Another member added to the nation’s WOODFUCKED.
The Package
The cover art is classy and certainly knows where the focal interest in a set like this is, and that’s with Bunuel. There’s a movie on each disc, although I must note that they are mislabeled and each movie is on the disc the other film is supposed to be on. Both films look reasonably good (a few frames are dropped from Gran Casino, however) and sound decent, despite being minor works saved from purgatory since they were directed by a member of the canon. Each disc comes equipped with its own commentary. The commentary for The Young One is the weaker of the two, as it falls prey to the common issue with academic type commentaries, instead of sitting back and enjoying the picture, they feel as though every comment that’s made has to have some sort of symbolic heft or analytic value to it, meaning there’s a lot of boring talk of symbolism and a lack of enthusiasm throughout.
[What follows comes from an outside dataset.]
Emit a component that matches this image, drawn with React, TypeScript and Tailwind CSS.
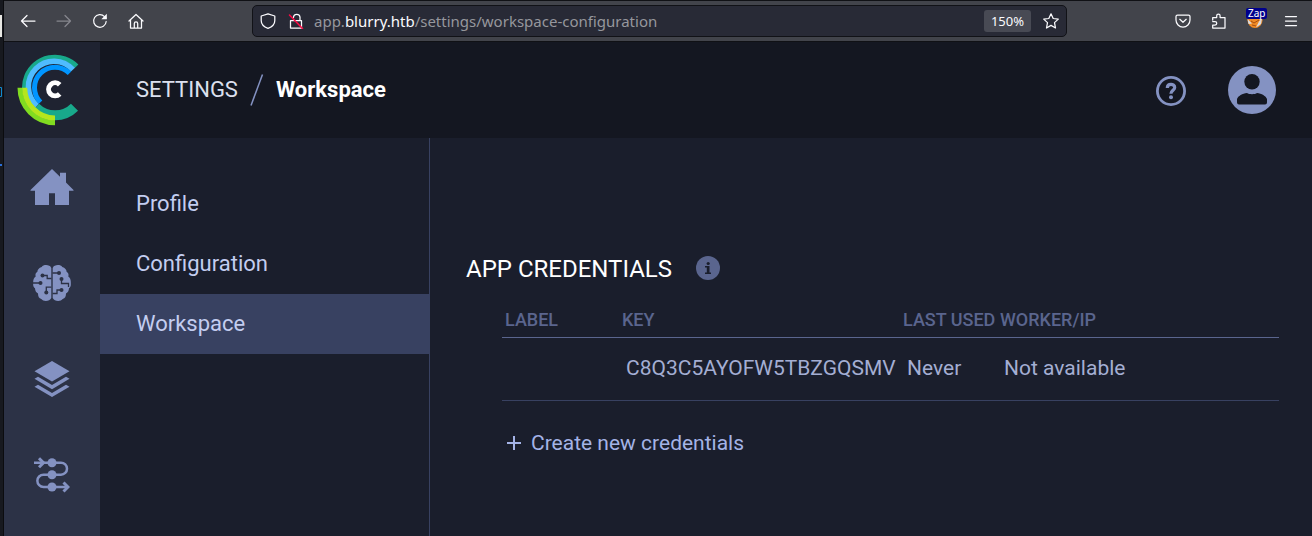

That is countered by Kerr’s relentlessly informative and entertaining commentary on Gran Casino that puts the film in its proper social and historical context while delivering little tidbits about everything from Peter Sellers voiceover work to an inspired imitation of some immortal Treasure of the Sierra Madre dialogue. There are far too many gaps in the commentary and he stops whenever there’s a musical number (of which there’s plenty, thank you), but otherwise it’s one of the more engaging commentaries I’ve encountered recently. Overall, the films are hit or miss, but since they’re work from one of the undisputed masters of surrealist cinema, if you’re into film history they’re worth a look.